Estábamos tendidos sobre el lomo de una especie de barco submarino que presentaba la forma de un inmenso pez de acero.

—Pero entonces —dije— este aparato posee un mecanismo de locomoción una máquina muy potente y una tripulación para maniobrarlo.

—Ciertamente que sí —respondió el arponero—, y, sin embargo, hace tres horas que habito esta isla flotante sin que dé señales de vida.

—¿Esta embarcación no se ha movido?

—No, señor Aronnax; flota a merced de las olas, pero no se mueve.

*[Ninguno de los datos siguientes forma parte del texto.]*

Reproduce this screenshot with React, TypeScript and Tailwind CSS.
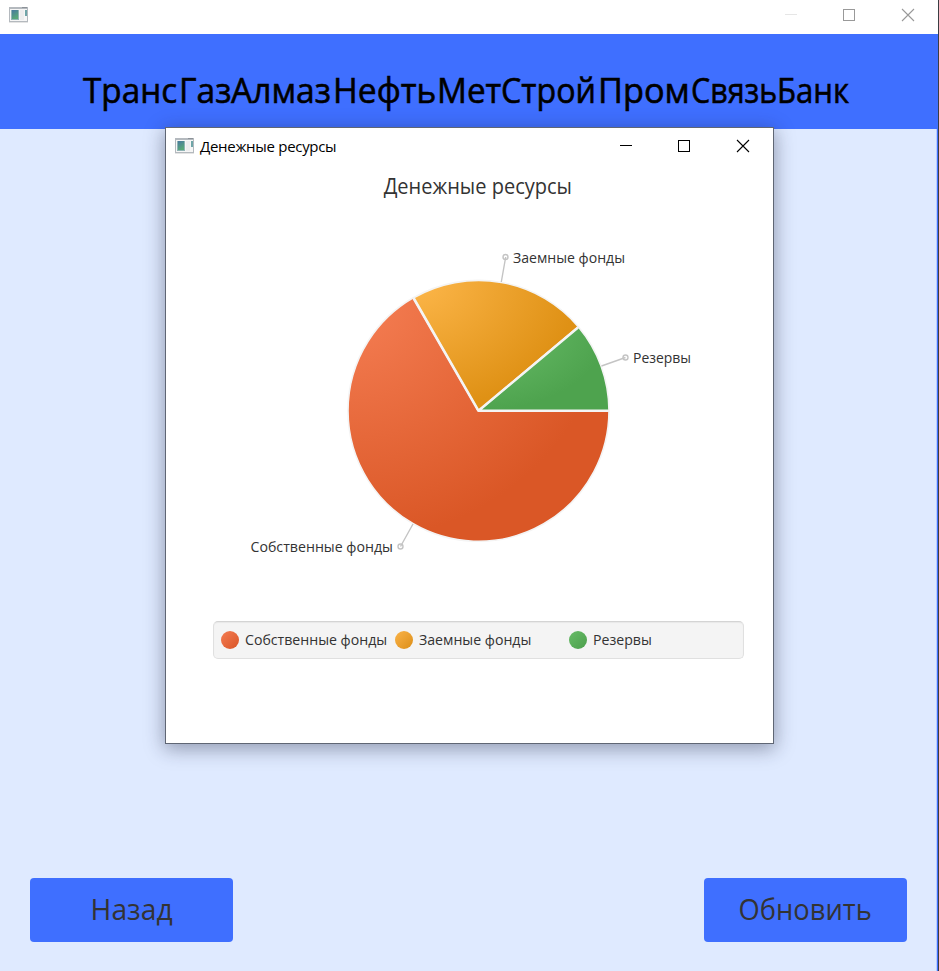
const UI = "font-['Open_Sans','Noto_Sans',sans-serif]";

function AppIcon({ className }: { className?: string }) {
  return (
    <svg width="19" height="16" viewBox="0 0 19 16" className={className} shapeRendering="crispEdges">
      <defs>
        <linearGradient id="pane" x1="0" y1="0" x2="0.4" y2="1">
          <stop offset="0" stopColor="#4878a0" />
          <stop offset="1" stopColor="#58a878" />
        </linearGradient>
      </defs>
      <rect width="19" height="15" fill="#b4b9be" />
      <rect y="15" width="19" height="1" fill="#e4e4e4" />
      <rect x="1" y="2" width="17" height="12" fill="#f6f6f6" />
      <rect x="2" y="3" width="8" height="10" fill="#8fb4b4" />
      <rect x="3" y="3" width="6" height="9" fill="url(#pane)" />
      <rect x="11" y="3" width="4" height="10" fill="#ededee" />
      <rect x="16" y="3" width="2" height="6" fill="#6fa5a8" />
      <rect x="13" y="0" width="5" height="1" fill="#8c9298" />
    </svg>
  );
}

function WindowButtons({ color, dash }: { color: string; dash: string }) {
  return (
    <svg width="132" height="14" viewBox="0 0 132 14" fill="none" className="block shrink-0">
      <path d="M1 6.5h12" stroke={dash} />
      <rect x="59.5" y="1.5" width="11" height="11" stroke={color} />
      <path d="M118 1l12 12M130 1l-12 12" stroke={color} strokeWidth="1.1" />
    </svg>
  );
}

function PieChart() {
  return (
    <svg width="607" height="360" viewBox="166 220 607 360" className="block">
      <defs>
        <radialGradient id="own" cx="0" cy="0" r="1">
          <stop offset="0" stopColor="#f67f55" />
          <stop offset="1" stopColor="#da5726" />
        </radialGradient>
        <radialGradient id="loan" cx="0" cy="0" r="1">
          <stop offset="0" stopColor="#fdb74b" />
          <stop offset="1" stopColor="#df9115" />
        </radialGradient>
        <radialGradient id="reserve" cx="0" cy="0" r="1">
          <stop offset="0" stopColor="#6cc06c" />
          <stop offset="1" stopColor="#4ea34e" />
        </radialGradient>
      </defs>
      <g stroke="#f4f4f4" strokeWidth="1.6" strokeLinejoin="bevel">
        <path d="M478.5 410.8H609A130.5 130.5 0 1 1 413.2 297.8Z" fill="url(#own)" />
        <path d="M478.5 410.8L413.6 297.8A130.5 130.5 0 0 1 578.5 326.9Z" fill="url(#loan)" />
        <path d="M478.5 410.8L578.5 326.9A130.5 130.5 0 0 1 609 410.8Z" fill="url(#reserve)" />
        <path d="M608.5 410.8H478.5L413.8 298.5M478.5 410.8L578 327.4" fill="none" strokeWidth="2.6" />
      </g>
      <g stroke="#c4c4c4" strokeWidth="1.4" fill="none">
        <path d="M501.3 282L505.7 257M601.5 366L625.5 357.5M413 524L400.5 546.5" />
        <circle cx="505.5" cy="257" r="2.5" />
        <circle cx="625.5" cy="357.5" r="2.5" />
        <circle cx="400.5" cy="546.5" r="2.5" />
      </g>
      <g fill="#333" fontSize="15" fontFamily="'Open Sans','Noto Sans',sans-serif">
        <text x="513" y="263" textLength="112" lengthAdjust="spacingAndGlyphs">Заемные фонды</text>
        <text x="633" y="363" textLength="58" lengthAdjust="spacingAndGlyphs">Резервы</text>
        <text x="250.5" y="552" textLength="142.5" lengthAdjust="spacingAndGlyphs">Собственные фонды</text>
      </g>
    </svg>
  );
}

const legend = [
  { name: "Собственные фонды", dot: "bg-linear-to-br from-[#f47c52] to-[#d95424]" },
  { name: "Заемные фонды", dot: "bg-linear-to-br from-[#fab347] to-[#dc8e12]" },
  { name: "Резервы", dot: "bg-linear-to-br from-[#68bc68] to-[#4b9f4b]" },
];

function ResourcesDialog() {
  return (
    <section className={`absolute left-[165px] top-[127px] flex h-[617px] w-[609px] flex-col border border-[#5f6674] bg-white shadow-[0_4px_18px_1px_rgba(30,35,60,0.4)] ${UI}`}>
      <header className="flex h-9 shrink-0 items-center pl-[9px] pr-[22px]">
        <AppIcon />
        <span className="ml-[6px] flex-1 whitespace-nowrap pb-px text-[15px] leading-5 tracking-[-0.3px] text-black">Денежные ресурсы</span>
        <WindowButtons color="#000" dash="#000" />
      </header>
      <h2 className="h-14 shrink-0 whitespace-nowrap pl-[17px] pt-[7px] text-center text-[21px] leading-[30px] text-[#333]">
        <span className="inline-block scale-x-[0.953]">Денежные ресурсы</span>
      </h2>
      <PieChart />
      <div className="ml-[46.5px] mt-[41px] flex h-[38px] w-[531px] items-center rounded-[5px] border border-[#e0e0e0] border-t-[#d4d4d4] bg-[#f4f4f4] pl-[7.5px] shadow-[inset_0_1px_1px_rgba(0,0,0,0.05)]">
        {legend.map((item) => (
          <div key={item.name} className="flex w-[174px] items-center gap-[6px]">
            <i className={`size-[18px] shrink-0 rounded-full ${item.dot}`} />
            <span className="origin-left scale-x-[0.942] whitespace-nowrap pb-[2px] text-[15px] leading-5 text-[#333]">{item.name}</span>
          </div>
        ))}
      </div>
    </section>
  );
}

function ActionButton({ label, className }: { label: string; className: string }) {
  return (
    <button className={`h-16 w-[203px] whitespace-nowrap rounded-[4px] bg-[#3f6fff] pb-[2px] text-[30px] leading-none text-[#333] ${UI}`}>
      <span className={`inline-block ${className}`}>{label}</span>
    </button>
  );
}

const bankName = [
  { part: "Транс", box: "w-[96px]", fit: "scale-x-[0.95]" },
  { part: "Газ", box: "w-[52px]", fit: "scale-x-[0.96]" },
  { part: "Алмаз", box: "w-[102px]", fit: "scale-x-[0.96]" },
  { part: "Нефть", box: "w-[104px]", fit: "scale-x-[0.96]" },
  { part: "Мет", box: "w-[64px]", fit: "scale-x-[0.95]" },
  { part: "Строй", box: "w-[97px]", fit: "scale-x-[0.92]" },
  { part: "Пром", box: "w-[93px]", fit: "scale-x-[0.98]" },
  { part: "Связь", box: "w-[86px]", fit: "scale-x-[0.87]" },
  { part: "Банк", box: "w-[72px]", fit: "scale-x-[0.89]" },
];

export default function App() {
  return (
    <div className="relative flex h-[971px] w-[939px] flex-col overflow-hidden border-r border-[#3a3d42] bg-[#dfeaff]">
      <header className="flex h-[34px] shrink-0 items-start bg-white pl-[9px] pr-[21px] pt-[7px]">
        <AppIcon className="mr-auto" />
        <div className="pr-px pt-[1px]">
          <WindowButtons color="#999" dash="#e6e6e6" />
        </div>
      </header>
      <div className="flex h-[95px] shrink-0 bg-[#3f6fff] pl-[83px] pt-[34px]">
        <h1 className="flex whitespace-nowrap font-['Comic_Sans_MS','Comic_Neue','Open_Sans',sans-serif] text-[35px] leading-[48px] text-black [-webkit-text-stroke:0.6px_black]">
          {bankName.map(({ part, box, fit }) => (
            <span key={part} className={box}>
              <span className={`inline-block origin-left ${fit}`}>{part}</span>
            </span>
          ))}
        </h1>
      </div>
      <main className="flex flex-1 items-end justify-between border-r border-[#3f6fff] pb-[29px] pl-[30px] pr-[30px] shadow-[inset_-1px_0_0_#b9cdff]">
        <ActionButton label="Назад" className="scale-x-[0.94]" />
        <ActionButton label="Обновить" className="scale-x-[0.91]" />
      </main>
      <ResourcesDialog />
    </div>
  );
}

—Sin embargo, hemos tenido pruebas de que está dotada de gran velocidad. Y como se necesitaba una máquina para producir este movimiento y un maquinista para dirigirla, infierno... que estamos salvados.

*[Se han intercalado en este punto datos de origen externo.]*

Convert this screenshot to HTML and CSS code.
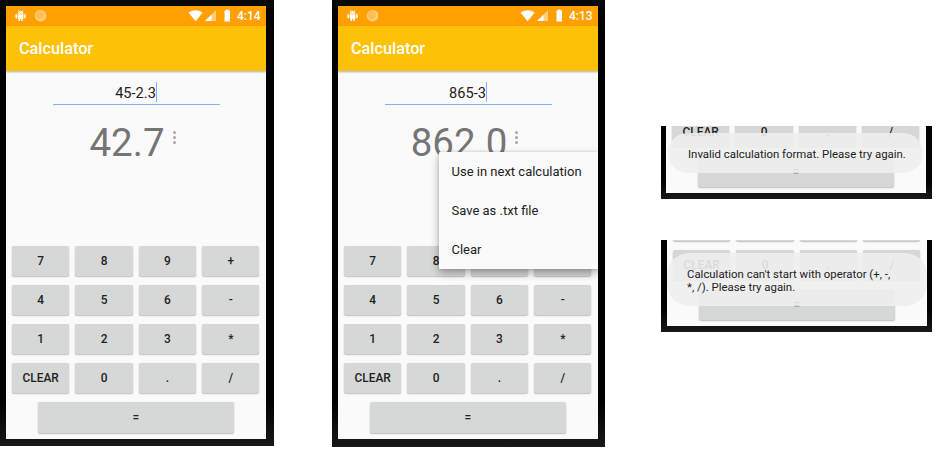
FILE: index.html
```html
<!DOCTYPE html>
<html lang="en">
<head>
<meta charset="utf-8">
<title>Calculator</title>
<link rel="stylesheet" href="styles.css">
</head>
<body>
<svg class="defs" width="0" height="0">
  <symbol id="status-left" viewBox="0 0 32 14">
    <g fill="#fff">
      <path d="M2.7 4.7a3 3 0 0 1 1.1-2.1L3 1.3l.5-.3.9 1.3a3.600 3.600 0 0 1 2.400 0L7.700 1l.5.3-.8 1.300a3 3 0 0 1 1.100 2.100z"/>
      <path d="M2.700 5.200h5.800v4.600H7.700V12H6.200V9.800H5V12H3.500V9.800h-.8z"/>
      <rect x="0.400" y="5" width="1.600" height="4.400" rx=".8"/><rect x="9.200" y="5" width="1.600" height="4.400" rx=".8"/>
    </g>
    <circle cx="4.500" cy="3.700" r=".4" fill="#ffa000"/><circle cx="6.700" cy="3.700" r=".4" fill="#ffa000"/>
    <circle cx="25.500" cy="6.700" r="5.800" fill="#ffcf80"/><circle cx="24.700" cy="6" r="4.300" fill="#ffbe58"/>
  </symbol>
  <symbol id="status-right" viewBox="0 0 44 14">
    <path fill="#fff" d="M.5 3.500Q7.500-.8 14.700 3.500L7.600 12.200z"/>
    <path fill="#ffcf80" d="M28 1.200v10.900H17z"/><path fill="#fff" d="M23.500 5.700v6.400H17z"/>
    <path fill="#fff" d="M36.500 1.400h1.300V.5h2.800v.9H42v11.200h-5.500z"/>
  </symbol>
</svg>
<main class="board">
  <section class="phone">
    <div class="screen">
      <header class="status">
        <svg class="notes"><use href="#status-left"/></svg>
        <svg class="signals"><use href="#status-right"/></svg>
        <span class="clock">4:14</span>
      </header>
      <h1 class="appbar">Calculator</h1>
      <div class="entry">45-2.3<i class="caret"></i></div>
      <div class="result"><span class="value">42.7</span><span class="dots"><i></i><i></i><i></i></span></div>
      <div class="keys">
        <b>7</b><b>8</b><b>9</b><b>+</b>
        <b>4</b><b>5</b><b>6</b><b>-</b>
        <b>1</b><b>2</b><b>3</b><b>*</b>
        <b>CLEAR</b><b>0</b><b>.</b><b>/</b>
        <b class="equals">=</b>
      </div>
    </div>
  </section>
  <section class="phone tall">
    <div class="screen">
      <header class="status">
        <svg class="notes"><use href="#status-left"/></svg>
        <svg class="signals"><use href="#status-right"/></svg>
        <span class="clock">4:13</span>
      </header>
      <h1 class="appbar">Calculator</h1>
      <div class="entry">865-3<i class="caret"></i></div>
      <div class="result"><span class="value">862.0</span><span class="dots"><i></i><i></i><i></i></span></div>
      <div class="keys">
        <b>7</b><b>8</b><b>9</b><b>+</b>
        <b>4</b><b>5</b><b>6</b><b>-</b>
        <b>1</b><b>2</b><b>3</b><b>*</b>
        <b>CLEAR</b><b>0</b><b>.</b><b>/</b>
        <b class="equals">=</b>
      </div>
      <ul class="menu"><li>Use in next calculation</li><li>Save as .txt file</li><li>Clear</li></ul>
    </div>
  </section>
  <div class="details">
    <section class="snippet first">
      <div class="screen">
        <div class="keys">
          <b>CLEAR</b><b>0</b><b>.</b><b>/</b>
          <b class="equals">=</b>
        </div>
        <div class="toast">Invalid calculation format. Please try again.</div>
      </div>
    </section>
    <section class="snippet second">
      <div class="screen">
        <div class="keys">
          <b>1</b><b>2</b><b>3</b><b>*</b>
          <b>CLEAR</b><b>0</b><b>.</b><b>/</b>
          <b class="equals">=</b>
        </div>
        <div class="toast">Calculation can't start with operator (+, -,<br>*, /). Please try again.</div>
      </div>
    </section>
  </div>
</main>
</body>
</html>
```
FILE: styles.css
```css
* { box-sizing: border-box; }
body {
  margin: 0;
  background: #fff;
  color: #212121;
  font-family: Roboto, "Liberation Sans", sans-serif;
  overflow: hidden;
}
.defs { display: block; position: absolute; }
.board { display: flex; align-items: flex-start; }
.phone {
  width: 274px;
  height: 446px;
  padding: 6px 8px 7px 6px;
  background: linear-gradient(#080808, #000 30px, #000 400px, #171918);
}
.tall { width: 273px; height: 447px; margin-left: 58px; padding: 6px 7px 8px 6px; }
.screen {
  position: relative;
  display: flex;
  flex-direction: column;
  width: 260px;
  height: 433px;
  overflow: hidden;
  background: #fafafa;
}
.status {
  display: flex;
  flex: none;
  height: 20px;
  padding: 3px 6px 0 9px;
  background: #ffa000;
  color: #fff;
}
.notes { width: 32px; height: 14px; }
.signals { width: 44px; height: 14px; margin-left: auto; }
.clock { width: 23px; margin-left: 5px; font-size: 12px; font-weight: 500; line-height: 14px; white-space: nowrap; }
.appbar {
  flex: none;
  height: 45px;
  margin: 0;
  padding-left: 13px;
  background: #ffc107;
  box-shadow: 0 1px 2px rgba(0, 0, 0, .3);
  color: #fff;
  font-size: 16.250px;
  font-weight: 500;
  line-height: 45px;
}
.entry {
  display: flex;
  flex: none;
  justify-content: center;
  width: 167px;
  height: 24px;
  margin: 10px 0 0 46.500px;
  border-bottom: 1.500px solid #82b1ff;
  font-size: 14.600px;
  line-height: 24px;
}
.caret { width: 1px; height: 20px; margin-top: 1px; background: #82b1ff; }
.result { display: flex; flex: none; justify-content: center; height: 52px; margin-top: 12px; padding-right: 7px; }
.value { color: #757575; font-size: 38.500px; line-height: 52px; }
.dots { display: flex; flex-direction: column; gap: 2px; margin: 14px 0 0 8px; }
.dots i { width: 3px; height: 3px; border-radius: 50%; background: #a6a6a6; }
.keys {
  display: grid;
  grid-template-columns: repeat(4, 57.300px);
  grid-auto-rows: 30.500px;
  gap: 8.500px 6.100px;
  margin-top: auto;
  padding: 0 6px 7px;
}
.keys b {
  border-radius: 2px;
  background: #d6d8d7;
  box-shadow: 0 1px 1.500px rgba(0, 0, 0, .24), 0 0 1px rgba(0, 0, 0, .1);
  font-size: 11.900px;
  font-weight: 500;
  line-height: 31px;
  text-align: center;
}
.keys .equals { grid-column: 1 / -1; justify-self: center; width: 196px; height: 31.500px; }
.menu {
  position: absolute;
  top: 146px;
  left: 101px;
  width: 160px;
  height: 117px;
  margin: 0;
  padding: 0 0 0 12.500px;
  border-radius: 1px;
  background: #fafafa;
  box-shadow: 0 4px 9px rgba(0, 0, 0, .32), 0 0 3px rgba(0, 0, 0, .15);
  font-size: 13px;
  line-height: 39px;
  list-style: none;
}
.details { margin: 126px 0 0 56px; }
.snippet { width: 271px; background: linear-gradient(#000, #000 75%, #171918); }
.first { height: 73px; padding-left: 5px; }
.second { height: 92px; margin-top: 41px; padding-left: 6px; }
.first .screen { height: 67px; }
.second .screen { height: 86px; }
.snippet .screen { justify-content: flex-end; }
.toast {
  position: absolute;
  background: rgba(238, 238, 238, .9);
  border-radius: 22px;
  font-size: 11.400px;
  letter-spacing: 0;
  line-height: 13px;
  white-space: nowrap;
}
.first .toast { top: 7px; left: 2px; width: 255px; height: 40px; padding: 15px 0 0 20px; }
.second .toast { top: 13px; left: 0; width: 260px; height: 53px; padding: 15px 0 0 20px; }
```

—¡Hum! —exclamó Ned Land en tono de duda. Entonces, como si alguien hubiera querido confirmar mis palabras, se oyó cierto ruido por la parte posterior que sobresalía un metro y medio de las aguas y la isla se puso en movimiento. Por fortuna, su velocidad no era excesiva.

—Mientras navegue horizontalmente —repuso Ned Land— nada tengo que decir; pero si tiene el capricho de sumergirse, ¡no doy dos pesos por mi pellejo! Era urgente conseguir comunicarnos con los seres encerrados en el interior. Busqué una abertura o una boca de entrada; pero las líneas de pernos, sólidamente remachadas sobre la juntura de las chapas, eran rectas y uniformes.

El misterioso aparato comenzó a acelerar a eso de las cuatro de la mañana. Resistíamos con dificultad a esta fatigosa marcha cuando las olas nos azotaban. Afortunadamente, Ned halló bajo sus manos una ancha argolla fijada en la parte superior del lomo de acero, y conseguimos aferrarnos a ella con solidez.

Transcurrió por último aquella larga noche. Varias veces me pareció escuchar sonidos vagos y una especie de armonía causada por lejanos acordes. ¿Cuál era, el misterio de aquella navegación submarina?

El día apareció. Las brumas de la mañana nos envolvían, pero no tardaron en desvanecerse. Iba yo a examinar con atención el casco superior; especie de plataforma horizontal, cuando sentí que el aparato se sumergía.

—¡Eh, mil diablos! —exclamó Ned Land hiriendo con el pie la sonora chapa—. ¡Abran, navegantes poco hospitalarios!

El movimiento de inmersión cesó. De pronto, en el interior del barco resonó un ruido de herrajes. Se levantó una escotilla que no habíamos visto; un hombre apareció, dio un grito singular, y desapareció en seguida.

Algunos instantes después, ocho fornidos mocetones con el rostro cubierto aparecieron silenciosamente y nos hicieron entrar en la formidable máquina.